See the truth and reinvest
Thankfully once couples understand their situation and the influencing factors a person’s feelings can return to them.
You see what people are not seeing is reinvestment and continuous investment is what creates feelings and keeps them alive.
Before I go into this I do want to stress that it doesn’t mean anyone can make it work with anyone.
What’s important is with so much at stake discovering what’s possible for any couple in crisis is so important.
So when couples come to see me I stress to them I am not trying to fix them.
What we are looking to discover is what is possible for that couple with the right help.
This way two intelligent people can make informed decisions.
Far too many people leave their marriage unaware they are the problem too.
“I need to look at myself in the mirror and know I did all I could”
This is a typical message I receive from those wanting to see the truth.
- People trying to save their marriage on their own come to me.
- People who are desperate to save a marriage with a sceptical partner come to me.
- Sceptical partners who want a sanity check come on their own.
- People having affairs who are stuck with who to choose come to me.
The truth is relationships are a challenge made significantly easier by understanding what is happening and how to influence the situation positively.
What does a healthy relationship look like?
- So a healthy relationship helps each person become more of who they really are.
- Both people are invested in supporting each other’s core needs.
- When things go wrong they get closer and become a team solving their problems together.
- They have a shared vision of the future and are excited to experience that future.

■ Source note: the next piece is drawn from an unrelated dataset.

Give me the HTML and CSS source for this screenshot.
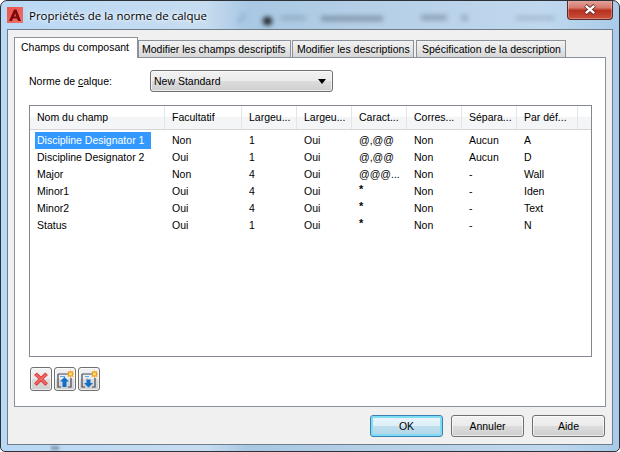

- These couples are not disappointed when a problem arises because they know what to do when they do.
- In fact, the way they deal with their problems is one of the keys to keeping their sexual intimacy alive.
- These couples don’t have a need to focus on being safe with each other, because the way they love and support each other keeps them safe.
Most couples are struggling to achieve this and it’s because their thinking is limited to what they know, not what they are capable of achieving.